Juilet is dead, more or less from the get-go (although time is pretty subjective in the show), and the reveal of her death comes before we actually know it was her, just that he had the run-of-the-mill Dead Wife Backstory (DWB). Eventually, we find that it is the very same woman from the photo, the one William fell in love with, then subsequently out of love with in favor of Delores, yet married after his transformation in order to get deeper into the Delos Corporation. Still a DWB, but at least it has some depth to it.
I wonder if it was by design, or if they retconned it in Season Two (Lisa Joy and Jonathan Nolan never invite me to their parties), but it's given added depth by the exploration of what lead to her suicide, alongside the reappearance (for William) of his daughter.
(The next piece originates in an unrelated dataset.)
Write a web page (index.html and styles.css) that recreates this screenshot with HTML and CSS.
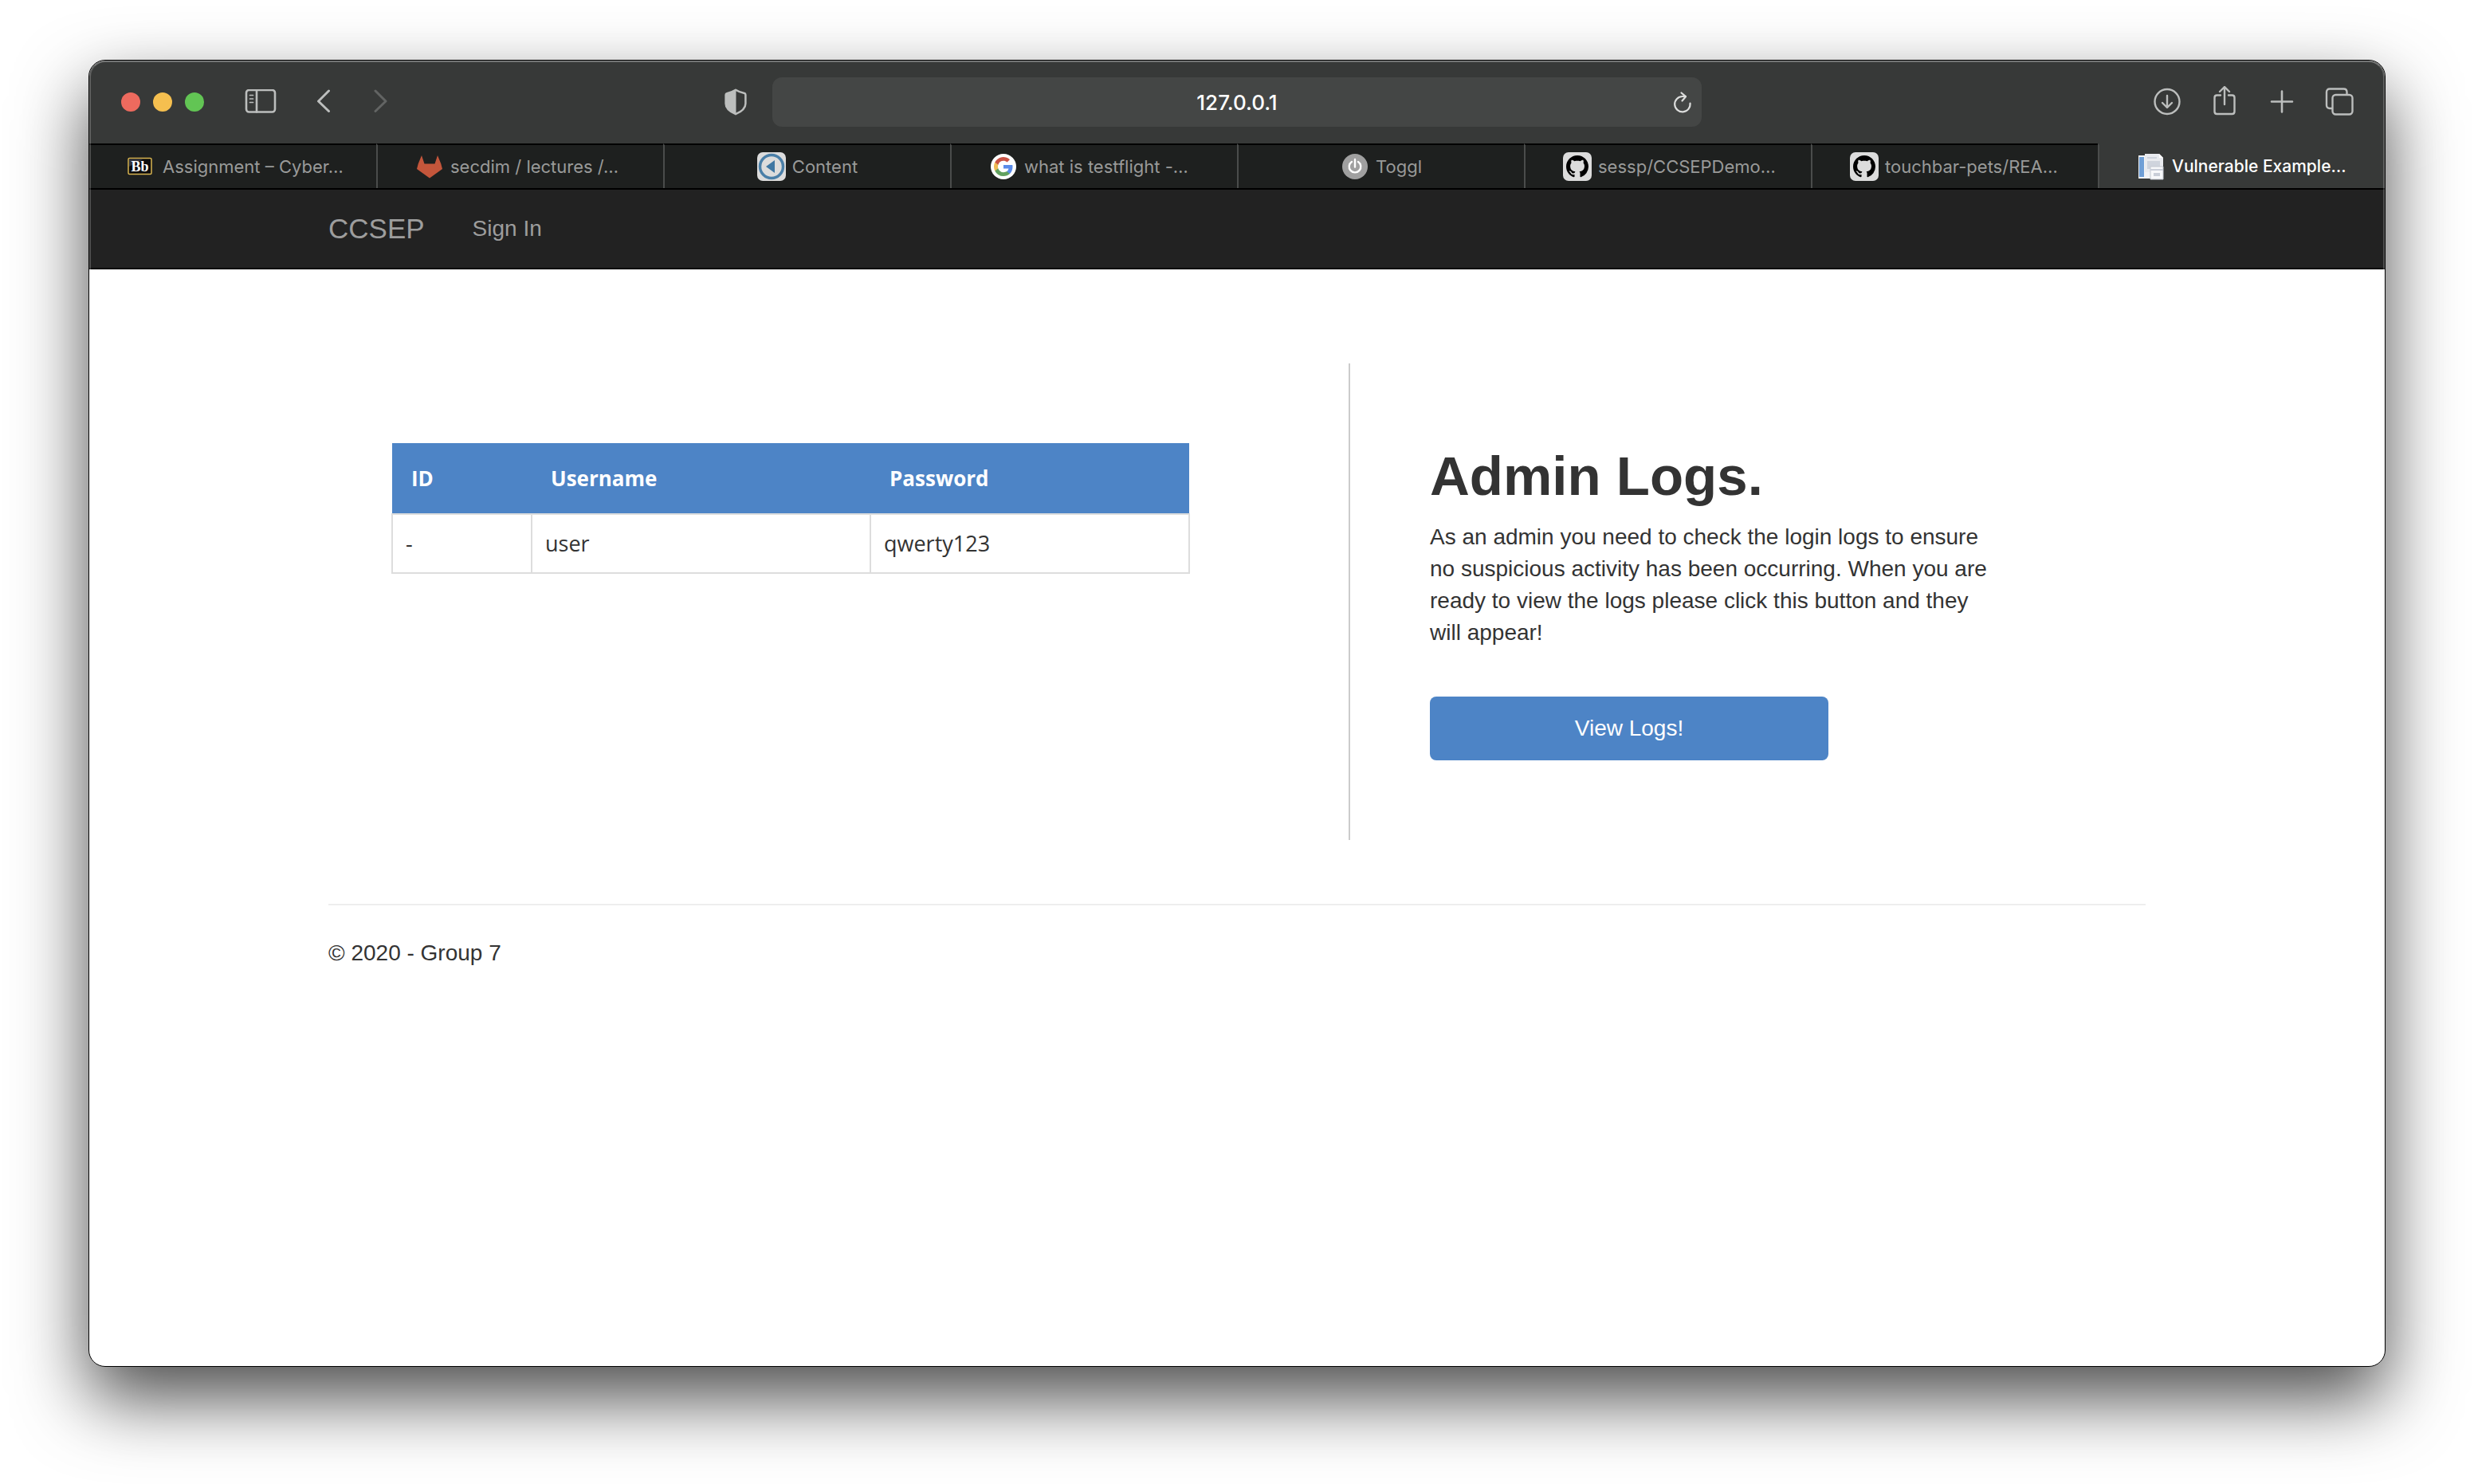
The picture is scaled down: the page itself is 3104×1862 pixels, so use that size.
FILE: index.html
```html
<!DOCTYPE html>
<html lang="en">
<head>
<meta charset="utf-8">
<meta name="viewport" content="width=device-width, initial-scale=1">
<title>Vulnerable Example</title>
<link rel="stylesheet" href="styles.css">
</head>
<body>
<svg class="symbols" aria-hidden="true">
  <symbol id="github" viewBox="0 0 36 36">
    <rect width="36" height="36" rx="7" fill="#dcdcdc"/>
    <path transform="translate(4 4) scale(1.75)" fill="#000" d="M8 0C3.58 0 0 3.58 0 8c0 3.54 2.29 6.53 5.47 7.59.4.07.55-.17.55-.38 0-.19-.01-.82-.01-1.49-2.01.37-2.53-.49-2.69-.94-.09-.23-.48-.94-.82-1.13-.28-.15-.68-.52-.01-.53.63-.01 1.08.58 1.23.82.72 1.21 1.87.87 2.33.66.07-.52.28-.87.51-1.07-1.78-.2-3.64-.89-3.64-3.95 0-.87.31-1.59.82-2.15-.08-.2-.36-1.02.08-2.12 0 0 .67-.21 2.2.82.64-.18 1.32-.27 2-.27s1.36.09 2 .27c1.53-1.04 2.2-.82 2.2-.82.44 1.1.16 1.92.08 2.12.51.56.82 1.27.82 2.15 0 3.07-1.87 3.75-3.65 3.95.29.25.54.73.54 1.48 0 1.07-.01 1.93-.01 2.2 0 .21.15.46.55.38A8.01 8.01 0 0 0 16 8c0-4.42-3.58-8-8-8z"/>
  </symbol>
</svg>

<div class="window">
  <header class="toolbar">
    <div class="tools">
      <div class="lights">
        <button class="light close" aria-label="Close"></button>
        <button class="light minimise" aria-label="Minimise"></button>
        <button class="light zoom" aria-label="Zoom"></button>
      </div>
      <button class="tool sidebar" aria-label="Show sidebar">
        <svg width="40" height="32" viewBox="0 0 40 32" fill="none" stroke="#bcbebd" stroke-width="2.6" stroke-linecap="round"><rect x="2" y="1" width="36" height="27.500" rx="3.500"/><path d="M15 1v27.500"/><path stroke-width="1.700" d="M6.500 7.500h4M6.500 12h4M6.500 16.500h4"/></svg>
      </button>
      <button class="tool back" aria-label="Back">
        <svg width="20" height="32" viewBox="0 0 20 32" fill="none" stroke="#bcbebd" stroke-width="3" stroke-linecap="round" stroke-linejoin="round"><path d="M16.500 2L3.500 15l13 12.500"/></svg>
      </button>
      <button class="tool" aria-label="Forward" disabled>
        <svg width="20" height="32" viewBox="0 0 20 32" fill="none" stroke="#626463" stroke-width="3" stroke-linecap="round" stroke-linejoin="round"><path d="M3 2l13 13L3 27.500"/></svg>
      </button>
    </div>

    <div class="address">
      <button class="tool" aria-label="Privacy report">
        <svg width="28" height="34" viewBox="0 0 28 34"><path fill="none" stroke="#bcbebd" stroke-width="2.500" stroke-linejoin="round" d="M14 1.800c3.500 2.200 7.500 3.600 11 4.300.9.200 1.400.8 1.400 1.800V19c0 6-5.500 10.300-12.400 13.200C7.100 29.300 1.600 25 1.600 19V7.900c0-1 .5-1.600 1.400-1.800 3.500-.7 7.500-2.100 11-4.300z"/><path fill="#bcbebd" d="M14.500 1.800v30.400C7.100 29.300 1.600 25 1.600 19V7.900c0-1 .5-1.600 1.400-1.800 3.500-.7 7.500-2.100 11.500-4.300z"/></svg>
      </button>
      <div class="field">
        <input class="url" type="text" value="127.0.0.1" aria-label="Address">
        <button class="tool reload" aria-label="Reload">
          <svg width="24" height="28" viewBox="0 0 24 28" fill="none" stroke="#dcdddc" stroke-width="2.200" stroke-linecap="round" stroke-linejoin="round"><path d="M21.500 15.500A9.700 9.700 0 1 1 12 7h4"/><path d="M10.500 2.500L16 7.200l-4.500 5.300"/></svg>
        </button>
      </div>
    </div>

    <div class="actions">
      <button class="tool" aria-label="Downloads">
        <svg width="36" height="40" viewBox="0 0 36 40" fill="none" stroke="#bcbebd" stroke-width="2.400" stroke-linecap="round" stroke-linejoin="round"><circle cx="18" cy="19.500" r="15.500"/><path d="M18 12v14.500M12 21l6 6 6-6"/></svg>
      </button>
      <button class="tool" aria-label="Share">
        <svg width="36" height="40" viewBox="0 0 36 40" fill="none" stroke="#bcbebd" stroke-width="2.400" stroke-linecap="round" stroke-linejoin="round"><path d="M13 11.500H8.500c-2 0-3 1-3 3v17.500c0 2 1 3 3 3h19c2 0 3-1 3-3V14.500c0-2-1-3-3-3H23M18 23V1.500M12 7l6-6 6 6"/></svg>
      </button>
      <button class="tool" aria-label="New tab">
        <svg width="36" height="40" viewBox="0 0 36 40" fill="none" stroke="#bcbebd" stroke-width="2.600" stroke-linecap="round"><path d="M18 6.500v26M5 19.500h26"/></svg>
      </button>
      <button class="tool" aria-label="Tab overview">
        <svg width="36" height="40" viewBox="0 0 36 40" fill="none" stroke="#bcbebd" stroke-width="2.400" stroke-linejoin="round"><rect x="9.500" y="11" width="25" height="24.500" rx="4"/><path d="M9.500 28H6c-2.500 0-4-1.500-4-4V7.500c0-2.500 1.500-4 4-4h17.500c2.500 0 4 1.500 4 4V11"/></svg>
      </button>
    </div>
  </header>

  <nav class="tabs" aria-label="Tabs">
    <a class="tab" href="#">
      <svg class="favicon" viewBox="0 0 36 36"><rect x="1" y="7.500" width="29" height="20" rx="1.500" fill="#0b0b0d" stroke="#d9b550" stroke-width="1.500"/><path d="M2 8.500h18L2 18z" fill="#33353c"/><text class="bb" x="15.500" y="24" text-anchor="middle">Bb</text></svg>
      <span class="label long">Assignment – Cyber…</span>
    </a>
    <a class="tab" href="#">
      <svg class="favicon" viewBox="0 0 36 36"><path fill="#c4563b" d="M18 32.500L2 21l1.700-6.500L8 4l3.500 10.500h13L28 4l4.300 10.500L34 21z"/></svg>
      <span class="label long">secdim / lectures /…</span>
    </a>
    <a class="tab" href="#">
      <svg class="favicon" viewBox="0 0 36 36"><rect width="36" height="36" rx="7" fill="#dcdcdc"/><circle cx="18" cy="18" r="14.500" fill="none" stroke="#4a7fa8" stroke-width="3.500"/><path fill="#3f77a3" d="M11 18L22 10v16z"/></svg>
      <span class="label">Content</span>
    </a>
    <a class="tab" href="#">
      <svg class="favicon" viewBox="0 0 36 36"><circle cx="18" cy="18" r="16" fill="#fff"/><g transform="translate(6 6)"><path fill="#5a8be8" d="M23.500 12.300c0-.8-.1-1.600-.2-2.300H12v4.500h6.500a5.500 5.500 0 0 1-2.400 3.600v3h3.900c2.200-2.100 3.500-5.200 3.500-8.800z"/><path fill="#61a15f" d="M12 24c3.200 0 6-1.100 8-2.900l-3.900-3c-1.100.7-2.500 1.200-4.100 1.200-3.100 0-5.800-2.100-6.700-5H1.300v3.100A12 12 0 0 0 12 24z"/><path fill="#eebb54" d="M5.300 14.300a7.200 7.200 0 0 1 0-4.600V6.600h-4a12 12 0 0 0 0 10.800z"/><path fill="#ca5345" d="M12 4.800c1.800 0 3.300.6 4.600 1.800L20 3.200A12 12 0 0 0 1.300 6.600l4 3.100c.9-2.900 3.600-4.900 6.700-4.900z"/></g></svg>
      <span class="label long">what is testflight -…</span>
    </a>
    <a class="tab" href="#">
      <svg class="favicon" viewBox="0 0 36 36"><circle cx="18" cy="18" r="16" fill="#a0a0a0"/><g fill="none" stroke="#fff" stroke-width="2.400" stroke-linecap="round"><path d="M14 12a7.300 7.300 0 1 0 8 0M18 9v9.500"/></g></svg>
      <span class="label">Toggl</span>
    </a>
    <a class="tab" href="#">
      <svg class="favicon"><use href="#github"/></svg>
      <span class="label long">sessp/CCSEPDemo…</span>
    </a>
    <a class="tab" href="#">
      <svg class="favicon"><use href="#github"/></svg>
      <span class="label long">touchbar-pets/REA…</span>
    </a>
    <a class="tab active" href="#" aria-current="page">
      <svg class="favicon" viewBox="0 0 36 36"><path fill="#f1f3f6" d="M2 4h22v29H2z"/><path fill="#6f9fd6" d="M3 6h6v25H3z"/><path fill="#e9ebef" d="M10 2h18l5 5v18H10z"/><path fill="#fff" d="M28 2v5h5z"/><path fill="#cfd4dd" d="M13 6h12v2H13zM13 11h16v10H13z"/><path fill="#f7f8fa" stroke="#c3c8d0" d="M17 18h16v16H17z"/><path fill="#c9ced8" d="M17 21h16v2H17zM21 26h8v4h-8z"/></svg>
      <span class="label long">Vulnerable Example…</span>
    </a>
  </nav>

  <nav class="navbar" aria-label="Site">
    <div class="container nav-row">
      <a class="brand" href="#">CCSEP</a>
      <a class="nav-link" href="#">Sign In</a>
    </div>
  </nav>

  <div class="container page">
    <main class="columns">
      <section class="users">
        <table class="user-table">
          <thead><tr><th class="col-id" scope="col">ID</th><th class="col-name" scope="col">Username</th><th scope="col">Password</th></tr></thead>
          <tbody><tr><td>-</td><td>user</td><td>qwerty123</td></tr></tbody>
        </table>
      </section>
      <section class="logs">
        <h1 class="title">Admin Logs.</h1>
        <p class="intro">As an admin you need to check the login logs to ensure no suspicious activity has been occurring. When you are ready to view the logs please click this button and they will appear!</p>
        <button class="view-logs">View Logs!</button>
      </section>
    </main>
    <footer class="footer">© 2020 - Group 7</footer>
  </div>
</div>
</body>
</html>
```
FILE: styles.css
```css
* { box-sizing: border-box; }

body {
  margin: 0;
  padding: 75px 111px 147px;
  background: #fff;
  color: #333;
  font: 28px/40px "Liberation Sans", Arial, sans-serif;
}

a { color: inherit; text-decoration: none; }
button { margin: 0; padding: 0; border: 0; background: none; font: inherit; }
svg { display: block; flex: none; }
.symbols { position: absolute; width: 0; height: 0; }

/* Browser window */
.window {
  position: relative;
  min-height: calc(100vh - 222px);
  overflow: hidden;
  border: 1px solid #000;
  border-radius: 21px;
  background: #fff;
  box-shadow: 0 40px 90px rgba(0, 0, 0, 0.7);
}
/* Light rim inside the window edge */
.window::after {
  content: "";
  position: absolute;
  inset: 0;
  border: 2px solid rgba(255, 255, 255, 0.2);
  border-top-color: rgba(255, 255, 255, 0.3);
  border-radius: 20px;
  pointer-events: none;
}

/* Toolbar */
.toolbar {
  display: grid;
  grid-template-columns: 757fr 1226px 818fr;
  align-items: center;
  height: 104px;
  padding: 0 39px 0 40px;
  background: #373938;
}
.tools, .lights, .address, .actions { display: flex; align-items: center; }
.lights { gap: 16px; }
.light { width: 24px; height: 24px; border-radius: 50%; }
.close { background: #ed6a5e; }
.minimise { background: #f5bf4f; }
.zoom { background: #62c554; }
.sidebar { margin-left: 51px; }
.back { margin: 0 52px 0 49px; }
.address { gap: 32px; }
.field {
  display: flex;
  flex: 1;
  align-items: center;
  height: 62px;
  padding: 0 12px 0 36px;
  border-radius: 12px;
  background: #444645;
}
.url {
  flex: 1;
  min-width: 0;
  padding: 2px 0 0;
  border: 0;
  outline: 0;
  background: none;
  color: #fff;
  font: 500 26px/32px Inter, sans-serif;
  text-align: center;
}
.actions { justify-content: flex-end; gap: 36px; }

/* Tabs */
.tabs {
  display: grid;
  grid-template-columns: repeat(8, 1fr);
  height: 58px;
  border-bottom: 2px solid #000;
}
.tab {
  display: flex;
  align-items: center;
  justify-content: center;
  gap: 8px;
  border-top: 2px solid #000;
  background: #1e201f;
  color: #999a99;
  font: 22px/32px Inter, sans-serif;
  white-space: nowrap;
}
.tab + .tab { border-left: 2px solid #4a4c4b; }
.tab.active {
  border-top-color: #373938;
  background: #373938;
  color: #fff;
  font-size: 21px;
  font-weight: 500;
}
.favicon { width: 36px; height: 36px; }
.bb { fill: #fff; font: 700 18px "Liberation Serif", serif; }
.long { width: 220px; }

/* Site */
.container { width: 100%; max-width: 2280px; margin: 0 auto; }
.navbar { border-bottom: 2px solid #080808; background: #222; color: #9d9d9d; }
.nav-row { display: flex; align-items: center; gap: 60px; height: 98px; }
.brand { font-size: 35px; }
.page { padding: 118px 0 60px; }
.columns { display: flex; }
.users { flex: 0 0 1280px; padding: 100px 79px; }
.user-table {
  width: 1002px;
  border-collapse: collapse;
  table-layout: fixed;
  font-family: "Open Sans", sans-serif;
}
.user-table th {
  height: 89px;
  padding: 0 24px;
  background: #4d84c6;
  color: #fff;
  font-size: 26px;
  font-weight: 700;
  text-align: left;
}
.user-table td { height: 74px; padding: 0 16px; border: 2px solid #ddd; font-size: 27px; }
.col-id { width: 175px; }
.col-name { width: 425px; }
.logs { flex: 1; padding: 100px; border-left: 2px solid #ccc; }
.title { margin: 0 0 14px; font-size: 69px; line-height: 84px; }
.intro { max-width: 720px; margin: 0 0 60px; }
.view-logs {
  width: 500px;
  height: 80px;
  border-radius: 8px;
  background: #4d84c6;
  color: #fff;
}
.footer { margin-top: 80px; padding-top: 40px; border-top: 2px solid #eee; }
```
This is the part of the DWB where some new damsel in distress needs the SWMP to emerge from his gloom and save her, after which they live happily ever after, or something.
Only Emily is no damsel in distress, but rather, her quest is to get her father to face some manner of justice for what he truly is. There is no redemption arc here, no breaking William from his shell. Just him answering the question of if what he did in fantasy mattered in reality, as he grasp on reality is either severed or ignored.
So if you are going to off a family in the service of story, make it really matter to the story.
It would be really nice if I could end it there, and say Westworld nails it and breaks the mold of so many pieces of entertainment that slaughter women and kids for backstory, but we spent a really big part of Season One with Arnold/Bernard's family having been killed offscreen. Maeve both experiences her daughter dying, dying alongside her (at the hands of William), AND has her daughter being actually alive. Lawrence ultimately awakens and tries to kill William because William killed his family (at least once).
Maybe in the ever-increasing body count of Westworld it doesn't matter; it's not even ineffective. At least it all serves to pain the picture of the Man in Black as evil and twisted, rather than a brooding anti-hero.